How has that translated to what we see on TV?

We’ve been allowed to experiment with this show quite a bit, and I think it’s paid off. I think that our third season has been the best yet. The story lines are more interesting. We’ve been integrating a lot of visual stunt work that’s demanded a lot of the actors, but has given the audience a lot to appreciate. Some of it really takes everything I have to pull off. There’s some unbelievable stunt work that I’ve helped push for. I do all my own wire stuff and I’ve pushed it in the direction of films like The Matrix. The writing is a lot better. The look is better. It’s allowed us all to come into our own. We’ve all gotten the confidence to experiment more, and it’s really paid off in the final product.

So how did you become TV’s answer to Jackie Chan?

My stunt training came on the job. It was just another challenge for me as an actress. I’m an adrenaline junkie. It’s like my passion for horses and jumping. It’s all an adrenaline rush. I’m learning it as I go.

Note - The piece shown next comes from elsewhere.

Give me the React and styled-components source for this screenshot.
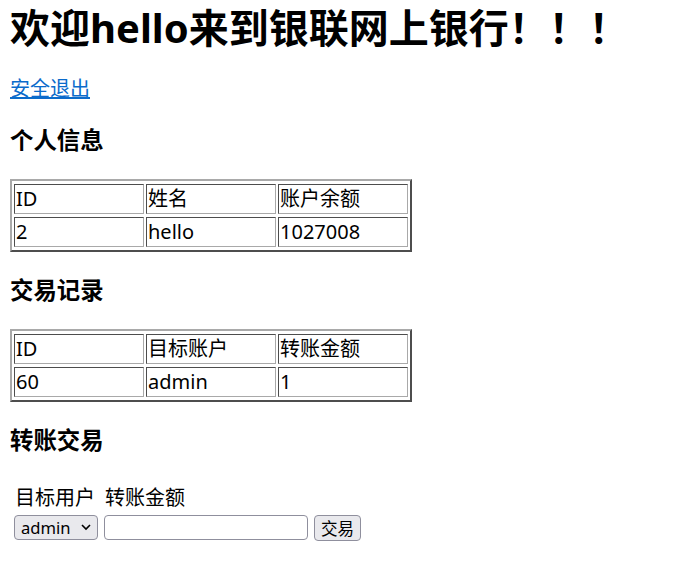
import React from "react";
import styled, { createGlobalStyle } from "styled-components";

const GlobalStyle = createGlobalStyle`
  body {
    margin: 0 10px;
    background: #fff;
    color: #000;
    font-family: "Noto Sans", "Noto Sans CJK SC", sans-serif;
    font-size: 20px;
  }
`;

const Title = styled.h1`
  margin: 0 0 24px;
  padding-top: 4px;
  font-size: 40px;
  line-height: 48px;
  font-weight: 700;
`;

const Para = styled.p`
  margin: 0;
  line-height: 26px;
`;

const Logout = styled.a`
  color: #0b6bcb;
  text-decoration: underline;
  cursor: pointer;
`;

const Section = styled.h3`
  margin: 23px 0 23px;
  font-size: 23.4px;
  line-height: 31px;
  font-weight: 700;
`;

const Table = styled.table`
  width: 402px;
  table-layout: fixed;
  border-collapse: separate;
  border-spacing: 2px 3px;
  border-style: solid;
  border-width: 2px;
  border-color: #a9a9a9 #4d4d4d #4d4d4d #a9a9a9;
`;

const Cell = styled.td`
  padding: 1px;
  line-height: 26px;
  text-align: left;
  font-weight: 400;
  border-style: solid;
  border-width: 1px;
  border-color: #4d4d4d #a9a9a9 #a9a9a9 #4d4d4d;
  white-space: nowrap;
  overflow: hidden;
`;

const TransferForm = styled.form`
  margin: 29px 0 0 4px;
  display: grid;
  grid-template-columns: 84px 204px auto;
  column-gap: 6px;
  row-gap: 4px;
  align-items: start;
  justify-content: start;
`;

const FieldLabel = styled.span`
  line-height: 26px;
  padding-left: 1px;
`;

const SelectWrap = styled.div`
  position: relative;
  width: 84px;
  height: 25px;
`;

const Select = styled.select`
  appearance: none;
  display: block;
  width: 100%;
  height: 100%;
  box-sizing: border-box;
  margin: 0;
  padding: 0 0 2px 6px;
  background: #e9e9ed;
  border: 1px solid #8f8f9d;
  border-radius: 4px;
  font-family: "Noto Sans", "Noto Sans CJK SC", sans-serif;
  font-size: 16.6px;
  color: #000;
`;

const Chevron = styled.svg`
  position: absolute;
  right: 7px;
  top: 9px;
  pointer-events: none;
`;

const AmountInput = styled.input`
  display: block;
  width: 204px;
  height: 25px;
  box-sizing: border-box;
  margin: 0;
  padding: 0 4px;
  border: 1px solid #8f8f9d;
  border-radius: 4px;
  background: #fff;
  font-size: 16.6px;
`;

const SubmitButton = styled.button`
  display: block;
  height: 26px;
  box-sizing: border-box;
  margin: 0;
  padding: 0 6px;
  background: #e9e9ed;
  border: 1px solid #8f8f9d;
  border-radius: 4px;
  font-family: "Noto Sans CJK SC", sans-serif;
  font-size: 16.6px;
  line-height: 22px;
  color: #000;
`;

const info = { id: 2, name: "hello", balance: 1027008 };
const records = [{ id: 60, target: "admin", amount: 1 }];

function DataTable({ head, rows }) {
  return (
    <Table>
      <tbody>
        <tr>
          {head.map((h) => (
            <Cell key={h}>{h}</Cell>
          ))}
        </tr>
        {rows.map((r, i) => (
          <tr key={i}>
            {r.map((v, j) => (
              <Cell key={j}>{v}</Cell>
            ))}
          </tr>
        ))}
      </tbody>
    </Table>
  );
}

export default function App() {
  return (
    <>
      <GlobalStyle />
      <Title>欢迎hello来到银联网上银行！！！</Title>
      <Para>
        <Logout>安全退出</Logout>
      </Para>

      <Section>个人信息</Section>
      <DataTable
        head={["ID", "姓名", "账户余额"]}
        rows={[[info.id, info.name, info.balance]]}
      />

      <Section>交易记录</Section>
      <DataTable
        head={["ID", "目标账户", "转账金额"]}
        rows={records.map((r) => [r.id, r.target, r.amount])}
      />

      <Section>转账交易</Section>
      <TransferForm onSubmit={(e) => e.preventDefault()}>
        <FieldLabel>目标用户</FieldLabel>
        <FieldLabel>转账金额</FieldLabel>
        <span />
        <SelectWrap>
          <Select defaultValue="admin">
            <option value="admin">admin</option>
          </Select>
          <Chevron width="10" height="7" viewBox="0 0 10 7">
            <polyline
              points="1,1 5,5 9,1"
              fill="none"
              stroke="#000"
              strokeWidth="1.6"
            />
          </Chevron>
        </SelectWrap>
        <AmountInput type="text" />
        <SubmitButton type="submit">交易</SubmitButton>
      </TransferForm>
    </>
  );
}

You had a budding film career with roles in critical favorites like Heathers, before “90210” made you a TV star. Do you want to move back in that direction?

All TV actors want to do movies, of course. It’s a wonderful experience to have three months to do everything perfectly. Relatively speaking, there are no restraints. For me, I would love nothing more than to do an action movie, because it’s what I love. But I do the best I can to make my experience on “Charmed” as close to that as possible.
So does that mean you may be less “charmed” by your current job?

I look at “Charmed” as a “right place at the right time” experience. I was ready for a regular job. I like the structure it provides. I need that focus and direction. I’m there five days a week and I’m happy to be there until 8 o’clock at night. I appreciate the work and the job. TV may not be where I want to stay, but work is work, and as long at it excites me, I’m going to stick with it.